Wednesday, April 29, 2020:
Here are the latest headlines, brought to you by The Christian Post.
— Barr threatens legal action against states COVID-19 orders
U.S. Attorney General William Barr has threatened to take legal action against state officials who violate people's civil rights by taking draconian measures to enforce stay-at-home orders.
On Monday, Barr sent a two-page memo to federal prosecutors asking them to consider legal action against state and local governments that infringe upon citizens' civil liberties as they enforce state lockdown policies in response to the ongoing coronavirus pandemic.
Barr's memo comes as churches in several states and localities have filed lawsuits in recent weeks against state and local authorities as some services have been shut down during the pandemic and citations have been issued to pastors and churchgoers. He warned that even in “times of emergency, the First Amendment and federal law prohibit discrimination against religious institutions and religious believers.”
— USCIRF urges State Dept. to name India on top religious freedom violators list
The U.S. Commission on International Religious Freedom has, for the first time since 2004, recommended that the State Department add India to its list of countries that engage in or tolerate egregious violations of religious freedom. The bipartisan panel is comprised of religious freedom activists and scholars who advise the White House, State Department and Congress on religious freedom matters. They released their 2020 annual report Tuesday morning that recommends 14 countries be designated as “countries of particular concern.”
The CPC designation carries the potential for crippling sanctions and other negative consequences for violating countries. Currently, the State Department has designated nine countries as CPCs, including Burma, China, Eritrea, Iran, North Korea, Pakistan, Saudi Arabia, Tajikistan and Turkmenistan.
The USCIRF is calling for Vietnam, Russia, Syria and Nigeria to also be designated as CPCs.
— ‘The Struggle Is Over’ gospel producer, singer Troy Sneed dies of coronavirus
Grammy nominated gospel singer, writer and producer Troy Sneed, known for uplifting songs such as “The Struggle Is Over,” lost his own struggle with life Monday when he died due to complications from the new coronavirus. He was 52.
Sneed, who lived in Perry, Florida, started his music career at Florida A&M University where he studied education with a minor in music. Shortly after he graduated he joined the renowned Georgia Mass Choir as assistant minister of music. He went on to arrange music on the choir’s albums and appeared with them in the 1996 Denzel Washington and Whitney Houston film, “The Preacher's Wife.”

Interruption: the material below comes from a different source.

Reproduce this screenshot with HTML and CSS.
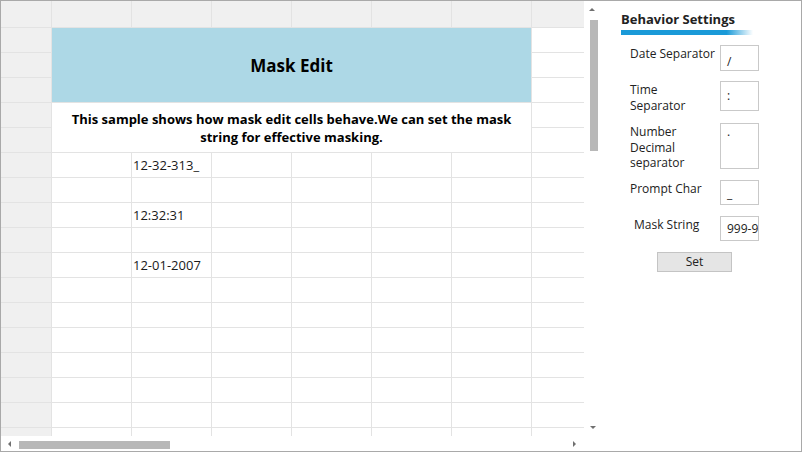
FILE: index.html
```html
<!DOCTYPE html>
<html>
<head>
<meta charset="utf-8">
<link rel="stylesheet" href="styles.css">
</head>
<body>
<div class="app">
  <div class="left">
    <div class="top">
      <div class="viewport">
        <div class="sheet">
          <div class="h"></div><div class="h"></div><div class="h"></div><div class="h"></div><div class="h"></div><div class="h"></div><div class="h"></div><div class="h"></div>
          <div class="title">Mask Edit</div>
          <div class="desc">This sample shows how mask edit cells behave.We can set the mask string for effective masking.</div>
          <div class="r"></div><div class="c"></div>
          <div class="r"></div><div class="c"></div>
          <div class="r"></div><div class="c"></div>
          <div class="r"></div><div class="c"></div>
          <div class="r"></div><div class="c"></div>
          <div class="r"></div><div class="c"></div><div class="c">12-32-313_</div><div class="c"></div><div class="c"></div><div class="c"></div><div class="c"></div><div class="c"></div>
          <div class="r"></div><div class="c"></div><div class="c"></div><div class="c"></div><div class="c"></div><div class="c"></div><div class="c"></div><div class="c"></div>
          <div class="r"></div><div class="c"></div><div class="c">12:32:31</div><div class="c"></div><div class="c"></div><div class="c"></div><div class="c"></div><div class="c"></div>
          <div class="r"></div><div class="c"></div><div class="c"></div><div class="c"></div><div class="c"></div><div class="c"></div><div class="c"></div><div class="c"></div>
          <div class="r"></div><div class="c"></div><div class="c">12-01-2007</div><div class="c"></div><div class="c"></div><div class="c"></div><div class="c"></div><div class="c"></div>
          <div class="r"></div><div class="c"></div><div class="c"></div><div class="c"></div><div class="c"></div><div class="c"></div><div class="c"></div><div class="c"></div>
          <div class="r"></div><div class="c"></div><div class="c"></div><div class="c"></div><div class="c"></div><div class="c"></div><div class="c"></div><div class="c"></div>
          <div class="r"></div><div class="c"></div><div class="c"></div><div class="c"></div><div class="c"></div><div class="c"></div><div class="c"></div><div class="c"></div>
          <div class="r"></div><div class="c"></div><div class="c"></div><div class="c"></div><div class="c"></div><div class="c"></div><div class="c"></div><div class="c"></div>
          <div class="r"></div><div class="c"></div><div class="c"></div><div class="c"></div><div class="c"></div><div class="c"></div><div class="c"></div><div class="c"></div>
          <div class="r"></div><div class="c"></div><div class="c"></div><div class="c"></div><div class="c"></div><div class="c"></div><div class="c"></div><div class="c"></div>
          <div class="r"></div><div class="c"></div><div class="c"></div><div class="c"></div><div class="c"></div><div class="c"></div><div class="c"></div><div class="c"></div>
        </div>
      </div>
      <div class="vscroll">
        <span class="arr up"></span>
        <div class="vthumb"></div>
        <span class="arr down"></span>
      </div>
    </div>
    <div class="bottom">
      <div class="hscroll">
        <span class="arr lft"></span>
        <div class="hthumb"></div>
        <span class="arr rgt"></span>
      </div>
      <div class="corner"></div>
    </div>
  </div>
  <div class="panel">
    <div class="ptitle">Behavior Settings</div>
    <div class="pbar"></div>
    <div class="form">
      <div class="row row-date">
        <div class="lbl">Date Separator</div>
        <div class="box box-date">/</div>
      </div>
      <div class="row row-time">
        <div class="lbl">Time<br>Separator</div>
        <div class="box box-time">:</div>
      </div>
      <div class="row row-num">
        <div class="lbl">Number<br>Decimal<br>separator</div>
        <div class="box box-num">.</div>
      </div>
      <div class="row row-prompt">
        <div class="lbl">Prompt Char</div>
        <div class="box box-prompt">_</div>
      </div>
      <div class="row row-mask">
        <div class="lbl lbl-mask">Mask String</div>
        <div class="box box-mask">999-9</div>
      </div>
      <div class="btnrow">
        <div class="btn">Set</div>
      </div>
    </div>
  </div>
</div>
</body>
</html>
```
FILE: styles.css
```css
* { box-sizing: border-box; }
html, body { margin: 0; padding: 0; background: #fff; }
body { font-family: "Open Sans", "Noto Sans", sans-serif; color: #1e1e1e; }

.app {
  width: 802px;
  height: 452px;
  border: 1px solid #a9a9a9;
  display: flex;
  overflow: hidden;
}

.left { width: 599px; display: flex; flex-direction: column; }
.top { height: 435px; display: flex; }
.viewport { width: 583px; height: 435px; overflow: hidden; }

.sheet {
  display: grid;
  grid-template-columns: 50px repeat(7, 79px);
  grid-template-rows: 26px repeat(17, 24px);
  gap: 1px;
  background: #e3e3e3;
  width: 610px;
}
.sheet > div { background: #fff; }
.sheet > .h, .sheet > .r { background: #f0f0f0; }
.sheet > .c {
  font-size: 13px;
  line-height: 24px;
  padding-left: 1px;
  white-space: nowrap;
  color: #1a1a1a;
}
.sheet > .title {
  grid-column: 2 / span 6;
  grid-row: 2 / span 3;
  background: #add8e6;
  display: flex;
  align-items: center;
  justify-content: center;
  font-weight: 700;
  font-size: 17px;
  color: #000;
}
.sheet > .desc {
  grid-column: 2 / span 6;
  grid-row: 5 / span 2;
  display: flex;
  align-items: center;
  justify-content: center;
  text-align: center;
  font-weight: 700;
  font-size: 13px;
  line-height: 18px;
  color: #000;
  padding: 0 14px;
}

.vscroll {
  width: 16px;
  height: 435px;
  position: relative;
  display: flex;
  flex-direction: column;
  align-items: center;
}
.vthumb { width: 8px; height: 131px; background: #b8b8b8; margin-top: 19px; margin-left: 3px; }

.bottom { height: 15px; display: flex; }
.hscroll { width: 583px; height: 15px; position: relative; }
.hthumb { position: absolute; left: 18px; top: 5px; width: 151px; height: 8px; background: #b8b8b8; }
.corner { width: 16px; }

.arr { position: absolute; width: 0; height: 0; border-style: solid; }
.arr.up { top: 7px; left: 5px; border-width: 0 3.5px 3.5px 3.5px; border-color: transparent transparent #707070 transparent; }
.arr.down { top: 425px; left: 6px; border-width: 3.5px 3.5px 0 3.5px; border-color: #707070 transparent transparent transparent; }
.arr.lft { top: 5px; left: 7px; border-width: 3.5px 3.5px 3.5px 0; border-color: transparent #707070 transparent transparent; }
.arr.rgt { top: 5px; left: 572px; border-width: 3.5px 0 3.5px 3.5px; border-color: transparent transparent transparent #707070; }

.panel { flex: 1; padding-left: 21px; padding-top: 9px; }
.ptitle { font-weight: 700; font-size: 13px; line-height: 18px; color: #222; }
.pbar {
  width: 132px;
  height: 5px;
  margin-top: 2px;
  background: linear-gradient(to right, #1a9ad8 0%, #1a9ad8 80%, rgba(26,154,216,0) 100%);
}
.form { padding-left: 9px; margin-top: 10px; font-size: 12px; line-height: 16px; color: #222; }
.row { display: flex; align-items: flex-start; overflow: visible; }
.lbl { width: 90px; padding-top: 1px; white-space: nowrap; }
.lbl-mask { padding-left: 4px; }
.box {
  width: 39px;
  border: 1px solid #c9c9c9;
  padding-left: 6px;
  overflow: hidden;
  white-space: nowrap;
  font-size: 12px;
}
.row-date { height: 26px; }
.row-time { height: 30px; margin-top: 10px; }
.row-num { height: 46px; margin-top: 12px; }
.row-prompt { height: 25px; margin-top: 11px; }
.row-mask { height: 25px; margin-top: 11px; }
.row-num .lbl { line-height: 15.5px; }
.box-date { height: 26px; padding-top: 8px; }
.box-time { height: 30px; padding-top: 6px; }
.box-num { height: 46px; padding-top: 0px; }
.box-prompt { height: 25px; padding-top: 5px; }
.box-mask { height: 25px; padding-top: 4px; }
.btnrow { margin-top: 11px; padding-left: 27px; }
.btn {
  width: 75px;
  height: 20px;
  background: #e5e5e5;
  border: 1px solid #c4c4c4;
  text-align: center;
  font-size: 12px;
  line-height: 18px;
}
```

He later created an offshoot of the Georgia Mass Choir called the Youth for Christ Choir which comprised of 300 members between the ages of 12 and 18. In 2005, shortly after Sneed and his wife, Emily, created their own label, Emtro Gospel, Youth for Christ was one of their earliest signings. The Struggle Is Over was the choir’s first album for Emtro in 2006. The title track, which featured gospel vocalist Jonathan Nelson, reached No. 1 on the Billboard Top Gospel Singles chart and was nominated for a Soul Train Music Award. The album won a Stellar Award in 2007 for Children’s Performance of the Year.
— Kansas governor, 2 churches reach deal on allowing in-person worship
Kansas has reached an agreement with two churches to extend a temporary restraining order that allows them to hold in-person worship services of more than 10 people despite a statewide stay-at-home order.
Governor Laura Kelly agreed with First Baptist Church of Dodge City and Calvary Baptist Church of Junction City to extend the order exempting them from the ban from May 2 to May 16.
Days before Easter Sunday, Kelly issued an executive order expanding an earlier ban on gatherings of over 10 people so that it included religious services. In a statement defending the measure, Kelly explained that it was a “difficult decision” to reach, but considered it necessary to curb the spread of coronavirus.
— DeVos expands college prison program backed by evangelical ministry
Education Secretary Betsy DeVos has doubled the size of an experimental program praised by Prison Fellowship, the nation’s largest evangelical prison ministry, designed to make it easier for inmates to access college courses and degree programs to help prepare them for life after their release.
The Education Department announced Friday that it has selected 67 new higher education institutions to join its Second Chance Pell Experimental Site Initiative. The new participants include at least 11 Christian and Catholic nonprofit private institutions.
The expansion allows incarcerated students to use federal Pell Grants (awarded to low-income students to pay for post-secondary education) at over 130 schools in 42 states and the District of Columbia.